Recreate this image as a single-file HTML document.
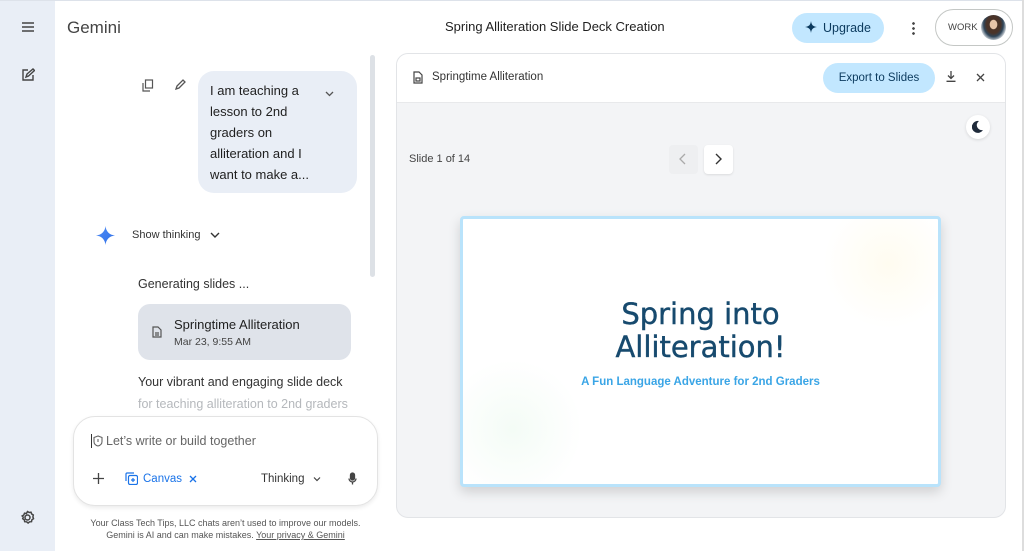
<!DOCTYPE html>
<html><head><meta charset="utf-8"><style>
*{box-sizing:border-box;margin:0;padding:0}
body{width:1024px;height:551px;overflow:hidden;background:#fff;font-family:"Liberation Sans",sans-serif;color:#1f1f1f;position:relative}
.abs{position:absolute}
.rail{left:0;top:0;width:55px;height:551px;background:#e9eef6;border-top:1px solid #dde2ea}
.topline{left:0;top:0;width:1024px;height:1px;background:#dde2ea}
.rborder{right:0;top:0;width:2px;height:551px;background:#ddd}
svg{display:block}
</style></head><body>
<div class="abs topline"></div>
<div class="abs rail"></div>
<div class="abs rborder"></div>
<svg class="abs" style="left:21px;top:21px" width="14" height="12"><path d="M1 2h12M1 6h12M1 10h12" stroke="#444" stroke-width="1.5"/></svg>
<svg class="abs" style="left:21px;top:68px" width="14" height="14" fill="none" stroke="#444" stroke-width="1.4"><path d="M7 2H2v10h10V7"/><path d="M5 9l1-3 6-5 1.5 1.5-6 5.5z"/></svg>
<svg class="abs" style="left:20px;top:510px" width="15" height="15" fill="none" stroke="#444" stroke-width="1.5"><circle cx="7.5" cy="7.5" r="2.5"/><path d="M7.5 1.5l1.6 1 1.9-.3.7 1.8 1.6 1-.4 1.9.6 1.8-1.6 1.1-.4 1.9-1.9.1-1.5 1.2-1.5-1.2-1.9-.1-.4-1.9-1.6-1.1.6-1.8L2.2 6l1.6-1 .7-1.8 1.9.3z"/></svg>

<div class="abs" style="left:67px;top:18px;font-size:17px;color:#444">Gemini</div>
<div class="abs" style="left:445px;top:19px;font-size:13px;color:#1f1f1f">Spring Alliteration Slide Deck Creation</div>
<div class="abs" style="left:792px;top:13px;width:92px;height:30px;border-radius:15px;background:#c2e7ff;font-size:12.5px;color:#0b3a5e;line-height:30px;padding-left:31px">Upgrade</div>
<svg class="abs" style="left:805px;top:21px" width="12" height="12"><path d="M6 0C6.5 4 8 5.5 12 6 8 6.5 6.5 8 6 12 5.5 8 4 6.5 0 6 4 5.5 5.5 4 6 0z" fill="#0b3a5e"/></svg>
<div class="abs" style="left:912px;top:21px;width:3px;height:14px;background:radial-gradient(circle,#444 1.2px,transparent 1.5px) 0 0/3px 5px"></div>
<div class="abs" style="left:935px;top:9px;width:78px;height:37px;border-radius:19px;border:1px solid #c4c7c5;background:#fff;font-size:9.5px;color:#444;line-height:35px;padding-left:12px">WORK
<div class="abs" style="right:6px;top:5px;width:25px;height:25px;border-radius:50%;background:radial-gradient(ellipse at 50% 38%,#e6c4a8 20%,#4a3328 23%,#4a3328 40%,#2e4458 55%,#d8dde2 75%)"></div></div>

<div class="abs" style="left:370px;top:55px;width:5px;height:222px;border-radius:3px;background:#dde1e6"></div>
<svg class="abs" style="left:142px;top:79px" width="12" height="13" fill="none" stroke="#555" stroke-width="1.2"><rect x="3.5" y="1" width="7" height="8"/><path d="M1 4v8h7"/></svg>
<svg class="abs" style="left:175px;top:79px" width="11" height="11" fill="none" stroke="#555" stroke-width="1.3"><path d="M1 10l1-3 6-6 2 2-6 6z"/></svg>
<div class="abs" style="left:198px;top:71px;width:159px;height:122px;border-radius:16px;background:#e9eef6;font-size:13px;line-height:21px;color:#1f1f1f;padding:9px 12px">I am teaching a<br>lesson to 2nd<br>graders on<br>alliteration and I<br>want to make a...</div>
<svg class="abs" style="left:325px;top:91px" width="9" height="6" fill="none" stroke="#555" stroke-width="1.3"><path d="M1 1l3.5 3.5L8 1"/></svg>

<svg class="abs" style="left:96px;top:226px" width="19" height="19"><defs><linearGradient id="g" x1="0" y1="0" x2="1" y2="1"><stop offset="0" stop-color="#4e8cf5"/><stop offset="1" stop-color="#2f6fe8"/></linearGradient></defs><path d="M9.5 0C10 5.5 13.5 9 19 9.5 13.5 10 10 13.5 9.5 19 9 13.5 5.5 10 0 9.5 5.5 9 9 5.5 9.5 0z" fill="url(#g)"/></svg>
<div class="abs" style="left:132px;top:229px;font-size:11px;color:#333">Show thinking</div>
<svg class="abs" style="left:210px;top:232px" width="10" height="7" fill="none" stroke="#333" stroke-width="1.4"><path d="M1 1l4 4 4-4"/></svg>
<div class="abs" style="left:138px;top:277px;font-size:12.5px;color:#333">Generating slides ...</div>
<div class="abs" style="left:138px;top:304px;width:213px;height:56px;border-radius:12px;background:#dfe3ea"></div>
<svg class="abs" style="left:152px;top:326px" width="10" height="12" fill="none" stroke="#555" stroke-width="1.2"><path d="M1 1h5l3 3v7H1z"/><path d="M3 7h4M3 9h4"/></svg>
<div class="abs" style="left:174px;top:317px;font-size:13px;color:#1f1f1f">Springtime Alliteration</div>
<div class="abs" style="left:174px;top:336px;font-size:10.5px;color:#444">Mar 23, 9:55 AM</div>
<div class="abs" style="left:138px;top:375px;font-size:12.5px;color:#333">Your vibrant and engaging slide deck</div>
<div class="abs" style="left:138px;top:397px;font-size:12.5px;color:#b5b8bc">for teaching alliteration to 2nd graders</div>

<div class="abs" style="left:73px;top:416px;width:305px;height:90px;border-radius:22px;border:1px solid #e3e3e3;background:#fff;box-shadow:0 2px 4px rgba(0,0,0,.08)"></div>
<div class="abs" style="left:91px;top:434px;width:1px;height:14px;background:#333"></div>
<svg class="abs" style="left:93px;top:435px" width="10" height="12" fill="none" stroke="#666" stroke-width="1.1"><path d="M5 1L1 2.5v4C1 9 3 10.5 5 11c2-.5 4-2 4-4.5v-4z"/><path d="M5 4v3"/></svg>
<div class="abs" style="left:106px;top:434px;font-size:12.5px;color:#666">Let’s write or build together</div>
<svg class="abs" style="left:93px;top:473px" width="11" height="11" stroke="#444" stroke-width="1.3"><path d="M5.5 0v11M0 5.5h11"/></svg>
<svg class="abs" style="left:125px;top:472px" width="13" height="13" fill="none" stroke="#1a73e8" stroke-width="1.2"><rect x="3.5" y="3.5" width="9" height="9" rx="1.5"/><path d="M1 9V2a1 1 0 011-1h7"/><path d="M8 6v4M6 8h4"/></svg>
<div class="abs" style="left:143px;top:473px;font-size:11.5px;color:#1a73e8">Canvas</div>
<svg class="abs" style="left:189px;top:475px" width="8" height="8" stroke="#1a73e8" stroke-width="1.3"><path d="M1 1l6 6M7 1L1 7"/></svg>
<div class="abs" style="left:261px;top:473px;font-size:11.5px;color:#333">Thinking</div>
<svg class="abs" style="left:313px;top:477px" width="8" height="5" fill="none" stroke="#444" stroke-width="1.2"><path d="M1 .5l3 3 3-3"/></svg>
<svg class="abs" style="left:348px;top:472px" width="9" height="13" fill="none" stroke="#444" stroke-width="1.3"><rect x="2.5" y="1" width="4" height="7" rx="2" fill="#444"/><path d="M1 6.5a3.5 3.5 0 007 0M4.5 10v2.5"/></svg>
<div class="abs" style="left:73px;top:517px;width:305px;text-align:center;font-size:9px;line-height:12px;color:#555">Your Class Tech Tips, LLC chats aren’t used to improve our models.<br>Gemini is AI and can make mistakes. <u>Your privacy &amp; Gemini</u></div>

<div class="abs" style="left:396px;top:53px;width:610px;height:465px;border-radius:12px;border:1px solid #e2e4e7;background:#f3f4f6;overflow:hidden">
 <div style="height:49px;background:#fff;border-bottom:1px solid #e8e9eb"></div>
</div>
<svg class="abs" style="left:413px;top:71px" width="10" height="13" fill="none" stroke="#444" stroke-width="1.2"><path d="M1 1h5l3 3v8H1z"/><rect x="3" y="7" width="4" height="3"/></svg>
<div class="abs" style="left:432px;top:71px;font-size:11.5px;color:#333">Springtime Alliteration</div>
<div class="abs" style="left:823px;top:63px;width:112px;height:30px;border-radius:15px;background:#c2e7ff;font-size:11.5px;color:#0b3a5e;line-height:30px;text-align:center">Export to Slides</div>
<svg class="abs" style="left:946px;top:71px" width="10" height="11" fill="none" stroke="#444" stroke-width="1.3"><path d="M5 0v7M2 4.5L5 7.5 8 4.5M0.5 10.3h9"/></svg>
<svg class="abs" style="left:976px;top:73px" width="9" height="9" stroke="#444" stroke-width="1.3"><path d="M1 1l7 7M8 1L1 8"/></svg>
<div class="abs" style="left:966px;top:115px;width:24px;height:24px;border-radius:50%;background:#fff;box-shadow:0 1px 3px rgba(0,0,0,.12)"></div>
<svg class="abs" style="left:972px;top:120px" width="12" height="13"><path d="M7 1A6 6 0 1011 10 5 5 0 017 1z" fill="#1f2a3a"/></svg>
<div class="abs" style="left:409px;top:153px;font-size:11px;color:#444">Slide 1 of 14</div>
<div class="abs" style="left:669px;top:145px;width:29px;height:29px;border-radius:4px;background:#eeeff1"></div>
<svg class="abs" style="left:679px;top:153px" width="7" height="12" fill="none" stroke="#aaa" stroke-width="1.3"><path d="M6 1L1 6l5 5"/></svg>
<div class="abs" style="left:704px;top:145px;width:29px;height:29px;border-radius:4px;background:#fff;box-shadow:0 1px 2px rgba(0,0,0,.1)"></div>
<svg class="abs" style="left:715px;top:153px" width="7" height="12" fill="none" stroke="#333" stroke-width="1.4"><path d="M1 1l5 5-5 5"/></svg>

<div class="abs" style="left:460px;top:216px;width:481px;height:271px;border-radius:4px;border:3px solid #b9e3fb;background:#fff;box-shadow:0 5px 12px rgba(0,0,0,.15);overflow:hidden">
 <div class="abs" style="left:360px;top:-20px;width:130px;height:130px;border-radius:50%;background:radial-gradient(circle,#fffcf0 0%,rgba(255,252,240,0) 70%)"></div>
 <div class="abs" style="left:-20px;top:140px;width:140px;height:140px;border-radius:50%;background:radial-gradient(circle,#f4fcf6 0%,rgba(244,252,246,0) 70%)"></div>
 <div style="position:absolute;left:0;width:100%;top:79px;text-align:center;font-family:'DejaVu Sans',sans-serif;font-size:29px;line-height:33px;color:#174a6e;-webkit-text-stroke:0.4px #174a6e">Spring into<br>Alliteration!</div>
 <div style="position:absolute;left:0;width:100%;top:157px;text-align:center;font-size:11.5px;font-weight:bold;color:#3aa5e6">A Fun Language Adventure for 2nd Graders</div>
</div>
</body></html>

TASK GOAL —
From the first line of the material down to the line containing "1.5l1.6 1 1.9-.3.7", inclusive, return each line exactly, skipping any picture.

RESULT FOR THIS TASK —
Recreate this image as a single-file HTML document.
<!DOCTYPE html>
<html><head><meta charset="utf-8"><style>
*{box-sizing:border-box;margin:0;padding:0}
body{width:1024px;height:551px;overflow:hidden;background:#fff;font-family:"Liberation Sans",sans-serif;color:#1f1f1f;position:relative}
.abs{position:absolute}
.rail{left:0;top:0;width:55px;height:551px;background:#e9eef6;border-top:1px solid #dde2ea}
.topline{left:0;top:0;width:1024px;height:1px;background:#dde2ea}
.rborder{right:0;top:0;width:2px;height:551px;background:#ddd}
svg{display:block}
</style></head><body>
<div class="abs topline"></div>
<div class="abs rail"></div>
<div class="abs rborder"></div>
<svg class="abs" style="left:21px;top:21px" width="14" height="12"><path d="M1 2h12M1 6h12M1 10h12" stroke="#444" stroke-width="1.5"/></svg>
<svg class="abs" style="left:21px;top:68px" width="14" height="14" fill="none" stroke="#444" stroke-width="1.4"><path d="M7 2H2v10h10V7"/><path d="M5 9l1-3 6-5 1.5 1.5-6 5.5z"/></svg>
<svg class="abs" style="left:20px;top:510px" width="15" height="15" fill="none" stroke="#444" stroke-width="1.5"><circle cx="7.5" cy="7.5" r="2.5"/><path d="M7.5 1.5l1.6 1 1.9-.3.7 1.8 1.6 1-.4 1.9.6 1.8-1.6 1.1-.4 1.9-1.9.1-1.5 1.2-1.5-1.2-1.9-.1-.4-1.9-1.6-1.1.6-1.8L2.2 6l1.6-1 .7-1.8 1.9.3z"/></svg>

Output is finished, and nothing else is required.